When the sun had made it's plunge (or, when the sun stayed exactly in the same place it's always been and we danced around it) Chris and I loitered in the square for some time, watching the Key West locals do their infamous street shows: juggling fire, eating fire, and extricating themselves from a tangled mess of locked chains and a strait jacket by writhing like epileptics and loudly (and purposefully) dislocating shoulders. I vaguely remember  the details of these freak shows when I was younger, but I clearly remember feeling terrified by them. Now I know why. Once the darkness of night made the shows harder to witness we meandered back to Duval Street and sloooooowly made our way home to our rented room.

We took a slight detour from the main street and found ourselves in front of Captain Tony's Saloon. It was practically empty but there was live music, a long, oval bar in the center of the dim saloon, and a tree growing right through the roof, inviting us in without fear of pretense - we knew exactly what we were getting. There were dollar bills and business cards saturated with scribbles stapled to every available inch of the establishment, along with discarded bras from seemingly large chested, and possibly fat, intoxicated women of time's past; no Victoria's Secret leopard print hanging there. We each had a beverage, or two, and then continued on our leisure stroll home. 

We later discovered that Captain Tony's Saloon used to be called Sloppy Joe's and that it was one of Hemingway's most frequented haunts when he lived in Key West during the 1930s. The saloon claims that many of the bar's regulars during Hemingway's time as a patron would later become characters in his books. In fact, he loved Sloppy Joe's (aka Captain Tony's Saloon) so much that when the owner decided to move it to another location with cheaper rent down the street, Hemingway paid to have the men's urinal taken from the bar's bathroom and resurrected into his own home, where his wife tried to camouflage it as a decorative fountain.


Now knowing the history of the old bar makes me eager to go back and sit awhile longer, in an attempt to channel Hemingway's energy (which shouldn't be too hard - just a few scotch and sodas aught to do it).

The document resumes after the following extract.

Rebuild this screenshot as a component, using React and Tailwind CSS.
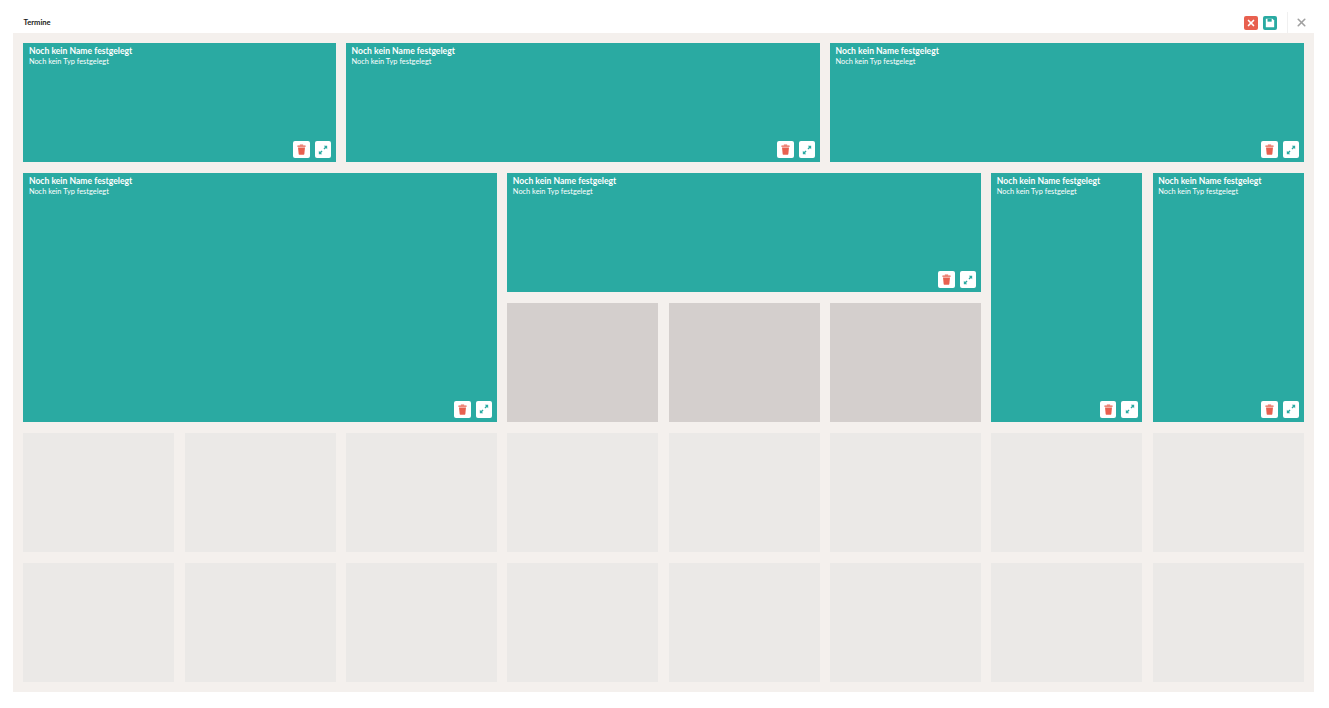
import React from "react";
import { X } from "lucide-react";

function Card({ className }) {
  return (
    <div className={`relative flex flex-col bg-[#2aaaa2] pl-[5.5px] pr-[4.5px] pt-[2px] text-white ${className}`}>
      <div className="text-[8.6px] leading-[12px] font-bold">Noch kein Name festgelegt</div>
      <div className="text-[7.4px] leading-[9px]">Noch kein Typ festgelegt</div>
      <div className="mt-auto mb-[4.5px] flex justify-end gap-[5px]">
        <div className="flex h-[16.5px] w-[16.5px] items-center justify-center rounded-[2px] bg-white">
          <svg viewBox="0 0 12 12" className="h-[11px] w-[11px]" fill="#e8604f">
            <path d="M4.2 1.7V.6h3.6v1.1z" />
            <rect x="1.5" y="1.6" width="9" height="1.5" rx=".4" />
            <path d="M2.2 3.7h7.6l-.7 7.3a.7.7 0 0 1-.7.6H3.6a.7.7 0 0 1-.7-.6z" />
          </svg>
        </div>
        <div className="flex h-[16.5px] w-[16.5px] items-center justify-center rounded-[2px] bg-white">
          <svg viewBox="0 0 12 12" className="h-[10px] w-[10px]" fill="#2aaaa2">
            <path d="M7 1h4v4L9.6 3.6 7.8 5.4 6.6 4.2 8.4 2.4z" />
            <path d="M5 11H1V7l1.4 1.4 1.8-1.8 1.2 1.2-1.8 1.8z" />
          </svg>
        </div>
      </div>
    </div>
  );
}

export default function App() {
  const dark = ["col-start-3", "col-start-4", "col-start-5"];
  return (
    <div className="flex h-[708px] w-[1329px] flex-col bg-white font-['Lato','Noto_Sans',sans-serif]">
      <div className="flex h-[33px] items-center justify-between pl-[23.5px] pr-[21.5px] pt-[13px]">
        <span className="text-[7.6px] font-bold text-[#1a1a1a]">Termine</span>
        <div className="-mt-[1px] flex items-center">
          <div className="flex h-[14px] w-[14px] items-center justify-center rounded-[2px] bg-[#e8604f]">
            <X size={10} color="white" strokeWidth={4} />
          </div>
          <div className="ml-[5px] flex h-[14px] w-[14px] items-center justify-center rounded-[2px] bg-[#2aaaa2]">
            <svg viewBox="0 0 12 12" className="h-[10px] w-[10px]" fill="white">
              <path d="M1 1h8l2 2v8H1z" />
              <rect x="3" y="1" width="5" height="3.4" fill="#2aaaa2" />
            </svg>
          </div>
          <div className="ml-[10px] h-[21px] w-px bg-[#f0f0f0]" />
          <X size={13} color="#a0a0a0" strokeWidth={3} className="ml-[6.5px]" />
        </div>
      </div>
      <div className="mx-[13px] h-[659px] w-[1301px] bg-[#f4f0ed] px-[10.4px] py-[10px]">
        <div className="grid h-full grid-cols-8 grid-rows-5 gap-[10.4px]">
          <Card className="col-span-2" />
          <Card className="col-span-3" />
          <Card className="col-span-3" />
          <Card className="col-span-3 row-span-2" />
          <Card className="col-span-3" />
          <Card className="row-span-2" />
          <Card className="row-span-2" />
          {dark.map((c) => (
            <div key={c} className="bg-[#d4cfcd]" />
          ))}
          {Array.from({ length: 16 }).map((_, i) => (
            <div key={i} className="bg-[#ebe9e7]" />
          ))}
        </div>
      </div>
    </div>
  );
}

Before making it back to our room we stopped at Vino's on Duval, whose cozy front porch, slightly elevated above busy Duval Street, looked perfect for people watching with a glass of red wine. Half an hour later we were back on the road, this time searching for dinner. We walked straight past our turn off and finally settled into Banana Cafe for French food and more wine. We sat by a huge, open window where we continued enjoying each other's company, along with the sights and sounds of Saturday night in Key West. Full bellies later we floated home and into sleep.











4 comments:

Anonymous said...

Oh the simple things... Key West seemed to be a time machine to those Hemingway times where the options were few but not inferior nor to be discounted. Good times indeed.

Can't wait for part II.

C

Anonymous said...

Very interesting, as always. You got the inability to wait in line for your turn among the tourists from me. That is why I never have good photos from tourist traps.
Pop

Ana Lucia said...

Sounds like you had fun, good! you both deserved it.
As I read it many memories came back with a good dose of nostalgia.
Thanks for sharing

Krista said...

I love the foodie in you two! What a fun, relaxing and romantic trip.